#### Stated problem
Reproduce the listing below character for character; drop every image.

(Code that builds pages)
··········

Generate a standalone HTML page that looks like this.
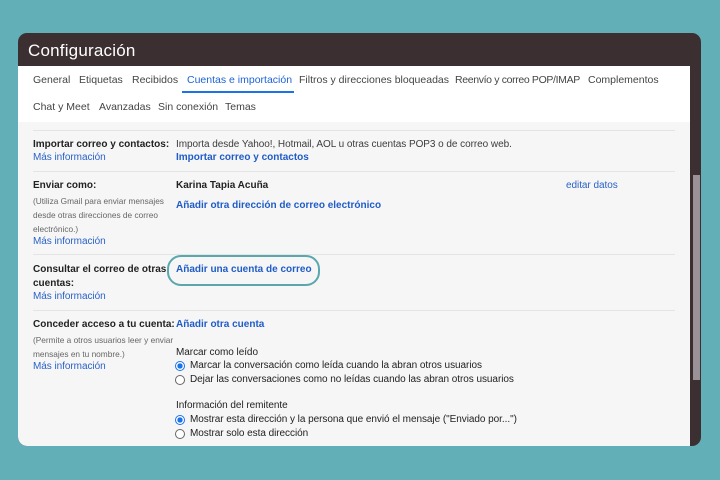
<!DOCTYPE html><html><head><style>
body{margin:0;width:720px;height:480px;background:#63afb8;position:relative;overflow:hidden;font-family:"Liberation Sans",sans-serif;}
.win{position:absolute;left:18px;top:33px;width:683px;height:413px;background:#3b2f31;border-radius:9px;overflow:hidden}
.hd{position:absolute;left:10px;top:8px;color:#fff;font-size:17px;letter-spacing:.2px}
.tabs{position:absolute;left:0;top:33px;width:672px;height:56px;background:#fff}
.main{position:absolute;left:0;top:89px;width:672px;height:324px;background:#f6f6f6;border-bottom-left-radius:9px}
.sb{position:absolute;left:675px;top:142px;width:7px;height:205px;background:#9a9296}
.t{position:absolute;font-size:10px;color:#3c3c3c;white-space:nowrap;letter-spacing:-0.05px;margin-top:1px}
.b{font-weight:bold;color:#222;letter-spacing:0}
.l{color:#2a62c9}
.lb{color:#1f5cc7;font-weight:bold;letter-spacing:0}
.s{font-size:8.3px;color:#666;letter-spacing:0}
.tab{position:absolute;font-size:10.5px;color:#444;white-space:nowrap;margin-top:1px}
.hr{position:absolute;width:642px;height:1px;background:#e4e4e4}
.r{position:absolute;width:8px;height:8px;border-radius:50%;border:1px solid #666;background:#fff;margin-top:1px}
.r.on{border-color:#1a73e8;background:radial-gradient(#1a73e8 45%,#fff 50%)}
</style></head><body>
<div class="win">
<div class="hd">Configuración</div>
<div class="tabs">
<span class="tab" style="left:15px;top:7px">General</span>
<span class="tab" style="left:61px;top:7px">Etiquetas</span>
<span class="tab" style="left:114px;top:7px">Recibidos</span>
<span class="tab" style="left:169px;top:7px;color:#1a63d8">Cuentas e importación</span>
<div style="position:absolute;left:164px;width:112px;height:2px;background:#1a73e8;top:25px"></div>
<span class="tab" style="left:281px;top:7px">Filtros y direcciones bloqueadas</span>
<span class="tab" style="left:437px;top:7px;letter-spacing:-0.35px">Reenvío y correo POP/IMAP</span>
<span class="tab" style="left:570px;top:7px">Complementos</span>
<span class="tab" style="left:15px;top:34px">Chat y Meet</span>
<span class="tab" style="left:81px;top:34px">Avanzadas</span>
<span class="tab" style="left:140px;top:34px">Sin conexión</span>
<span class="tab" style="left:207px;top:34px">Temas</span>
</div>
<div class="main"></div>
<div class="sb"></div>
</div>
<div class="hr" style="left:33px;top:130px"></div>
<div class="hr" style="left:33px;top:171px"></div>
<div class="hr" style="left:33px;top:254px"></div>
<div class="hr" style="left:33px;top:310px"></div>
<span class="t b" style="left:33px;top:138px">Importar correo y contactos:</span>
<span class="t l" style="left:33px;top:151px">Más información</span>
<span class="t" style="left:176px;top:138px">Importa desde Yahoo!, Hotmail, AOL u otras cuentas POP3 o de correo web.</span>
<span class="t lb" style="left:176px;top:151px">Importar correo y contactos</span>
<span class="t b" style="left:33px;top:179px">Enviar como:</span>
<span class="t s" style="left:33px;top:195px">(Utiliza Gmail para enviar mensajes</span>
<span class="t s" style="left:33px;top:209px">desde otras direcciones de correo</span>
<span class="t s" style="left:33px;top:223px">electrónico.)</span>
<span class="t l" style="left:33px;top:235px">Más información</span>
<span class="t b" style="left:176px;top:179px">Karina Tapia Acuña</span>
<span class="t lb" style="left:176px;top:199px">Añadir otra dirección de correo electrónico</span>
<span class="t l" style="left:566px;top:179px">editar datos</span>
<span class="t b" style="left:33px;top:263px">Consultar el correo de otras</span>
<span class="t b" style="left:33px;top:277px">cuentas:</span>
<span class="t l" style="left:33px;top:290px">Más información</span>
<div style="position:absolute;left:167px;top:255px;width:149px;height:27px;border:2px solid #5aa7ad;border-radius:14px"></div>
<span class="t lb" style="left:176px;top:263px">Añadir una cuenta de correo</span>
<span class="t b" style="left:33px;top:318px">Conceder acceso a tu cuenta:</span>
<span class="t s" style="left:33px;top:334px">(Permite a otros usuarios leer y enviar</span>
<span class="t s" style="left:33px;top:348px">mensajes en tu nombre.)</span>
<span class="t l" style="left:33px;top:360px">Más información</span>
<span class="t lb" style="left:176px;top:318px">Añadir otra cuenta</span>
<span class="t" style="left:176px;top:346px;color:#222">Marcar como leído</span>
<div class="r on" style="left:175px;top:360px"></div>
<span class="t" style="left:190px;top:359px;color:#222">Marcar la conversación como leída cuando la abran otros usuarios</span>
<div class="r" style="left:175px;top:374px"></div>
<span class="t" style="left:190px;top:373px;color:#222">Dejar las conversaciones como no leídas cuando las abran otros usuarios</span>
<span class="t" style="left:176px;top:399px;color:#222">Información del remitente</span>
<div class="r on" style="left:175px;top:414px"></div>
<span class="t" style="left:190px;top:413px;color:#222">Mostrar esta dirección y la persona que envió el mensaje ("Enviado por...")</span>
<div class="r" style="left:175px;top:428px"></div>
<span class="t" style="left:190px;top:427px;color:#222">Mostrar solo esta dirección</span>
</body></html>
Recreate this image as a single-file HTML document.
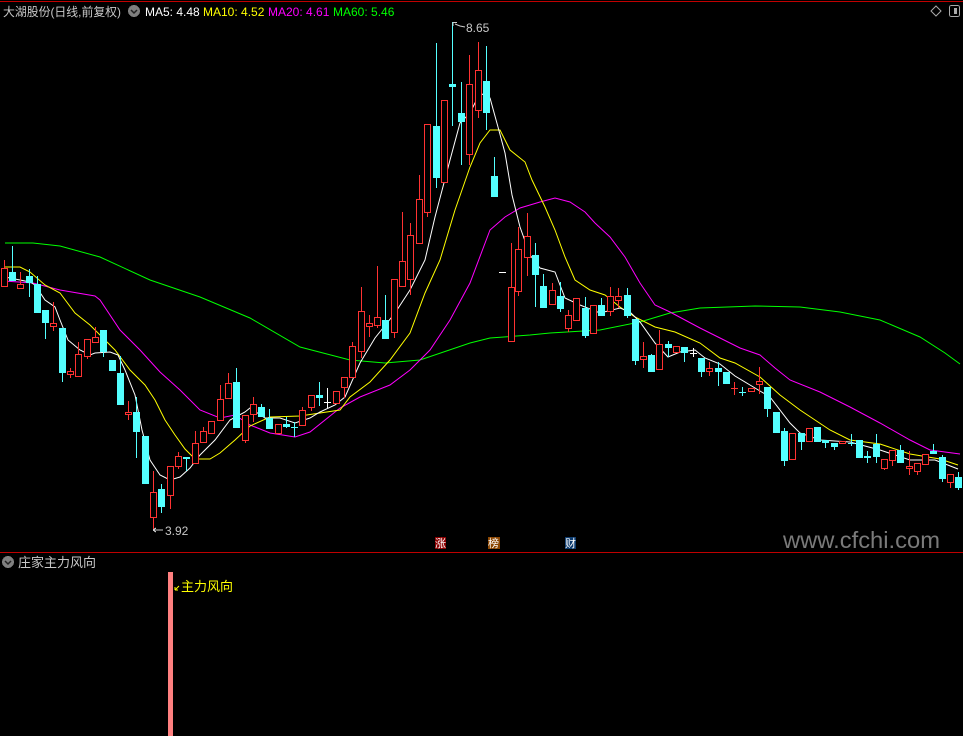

··········

#### Expected answer
Generate a standalone HTML page that looks like this.
<!DOCTYPE html><html><head><style>
body{margin:0;width:720px;height:480px;background:#63afb8;position:relative;overflow:hidden;font-family:"Liberation Sans",sans-serif;}
.win{position:absolute;left:18px;top:33px;width:683px;height:413px;background:#3b2f31;border-radius:9px;overflow:hidden}
.hd{position:absolute;left:10px;top:8px;color:#fff;font-size:17px;letter-spacing:.2px}
.tabs{position:absolute;left:0;top:33px;width:672px;height:56px;background:#fff}
.main{position:absolute;left:0;top:89px;width:672px;height:324px;background:#f6f6f6;border-bottom-left-radius:9px}
.sb{position:absolute;left:675px;top:142px;width:7px;height:205px;background:#9a9296}
.t{position:absolute;font-size:10px;color:#3c3c3c;white-space:nowrap;letter-spacing:-0.05px;margin-top:1px}
.b{font-weight:bold;color:#222;letter-spacing:0}
.l{color:#2a62c9}
.lb{color:#1f5cc7;font-weight:bold;letter-spacing:0}
.s{font-size:8.3px;color:#666;letter-spacing:0}
.tab{position:absolute;font-size:10.5px;color:#444;white-space:nowrap;margin-top:1px}
.hr{position:absolute;width:642px;height:1px;background:#e4e4e4}
.r{position:absolute;width:8px;height:8px;border-radius:50%;border:1px solid #666;background:#fff;margin-top:1px}
.r.on{border-color:#1a73e8;background:radial-gradient(#1a73e8 45%,#fff 50%)}
</style></head><body>
<div class="win">
<div class="hd">Configuración</div>
<div class="tabs">
<span class="tab" style="left:15px;top:7px">General</span>
<span class="tab" style="left:61px;top:7px">Etiquetas</span>
<span class="tab" style="left:114px;top:7px">Recibidos</span>
<span class="tab" style="left:169px;top:7px;color:#1a63d8">Cuentas e importación</span>
<div style="position:absolute;left:164px;width:112px;height:2px;background:#1a73e8;top:25px"></div>
<span class="tab" style="left:281px;top:7px">Filtros y direcciones bloqueadas</span>
<span class="tab" style="left:437px;top:7px;letter-spacing:-0.35px">Reenvío y correo POP/IMAP</span>
<span class="tab" style="left:570px;top:7px">Complementos</span>
<span class="tab" style="left:15px;top:34px">Chat y Meet</span>
<span class="tab" style="left:81px;top:34px">Avanzadas</span>
<span class="tab" style="left:140px;top:34px">Sin conexión</span>
<span class="tab" style="left:207px;top:34px">Temas</span>
</div>
<div class="main"></div>
<div class="sb"></div>
</div>
<div class="hr" style="left:33px;top:130px"></div>
<div class="hr" style="left:33px;top:171px"></div>
<div class="hr" style="left:33px;top:254px"></div>
<div class="hr" style="left:33px;top:310px"></div>
<span class="t b" style="left:33px;top:138px">Importar correo y contactos:</span>
<span class="t l" style="left:33px;top:151px">Más información</span>
<span class="t" style="left:176px;top:138px">Importa desde Yahoo!, Hotmail, AOL u otras cuentas POP3 o de correo web.</span>
<span class="t lb" style="left:176px;top:151px">Importar correo y contactos</span>
<span class="t b" style="left:33px;top:179px">Enviar como:</span>
<span class="t s" style="left:33px;top:195px">(Utiliza Gmail para enviar mensajes</span>
<span class="t s" style="left:33px;top:209px">desde otras direcciones de correo</span>
<span class="t s" style="left:33px;top:223px">electrónico.)</span>
<span class="t l" style="left:33px;top:235px">Más información</span>
<span class="t b" style="left:176px;top:179px">Karina Tapia Acuña</span>
<span class="t lb" style="left:176px;top:199px">Añadir otra dirección de correo electrónico</span>
<span class="t l" style="left:566px;top:179px">editar datos</span>
<span class="t b" style="left:33px;top:263px">Consultar el correo de otras</span>
<span class="t b" style="left:33px;top:277px">cuentas:</span>
<span class="t l" style="left:33px;top:290px">Más información</span>
<div style="position:absolute;left:167px;top:255px;width:149px;height:27px;border:2px solid #5aa7ad;border-radius:14px"></div>
<span class="t lb" style="left:176px;top:263px">Añadir una cuenta de correo</span>
<span class="t b" style="left:33px;top:318px">Conceder acceso a tu cuenta:</span>
<span class="t s" style="left:33px;top:334px">(Permite a otros usuarios leer y enviar</span>
<span class="t s" style="left:33px;top:348px">mensajes en tu nombre.)</span>
<span class="t l" style="left:33px;top:360px">Más información</span>
<span class="t lb" style="left:176px;top:318px">Añadir otra cuenta</span>
<span class="t" style="left:176px;top:346px;color:#222">Marcar como leído</span>
<div class="r on" style="left:175px;top:360px"></div>
<span class="t" style="left:190px;top:359px;color:#222">Marcar la conversación como leída cuando la abran otros usuarios</span>
<div class="r" style="left:175px;top:374px"></div>
<span class="t" style="left:190px;top:373px;color:#222">Dejar las conversaciones como no leídas cuando las abran otros usuarios</span>
<span class="t" style="left:176px;top:399px;color:#222">Información del remitente</span>
<div class="r on" style="left:175px;top:414px"></div>
<span class="t" style="left:190px;top:413px;color:#222">Mostrar esta dirección y la persona que envió el mensaje ("Enviado por...")</span>
<div class="r" style="left:175px;top:428px"></div>
<span class="t" style="left:190px;top:427px;color:#222">Mostrar solo esta dirección</span>
</body></html>
Recreate this image as a single-file HTML document.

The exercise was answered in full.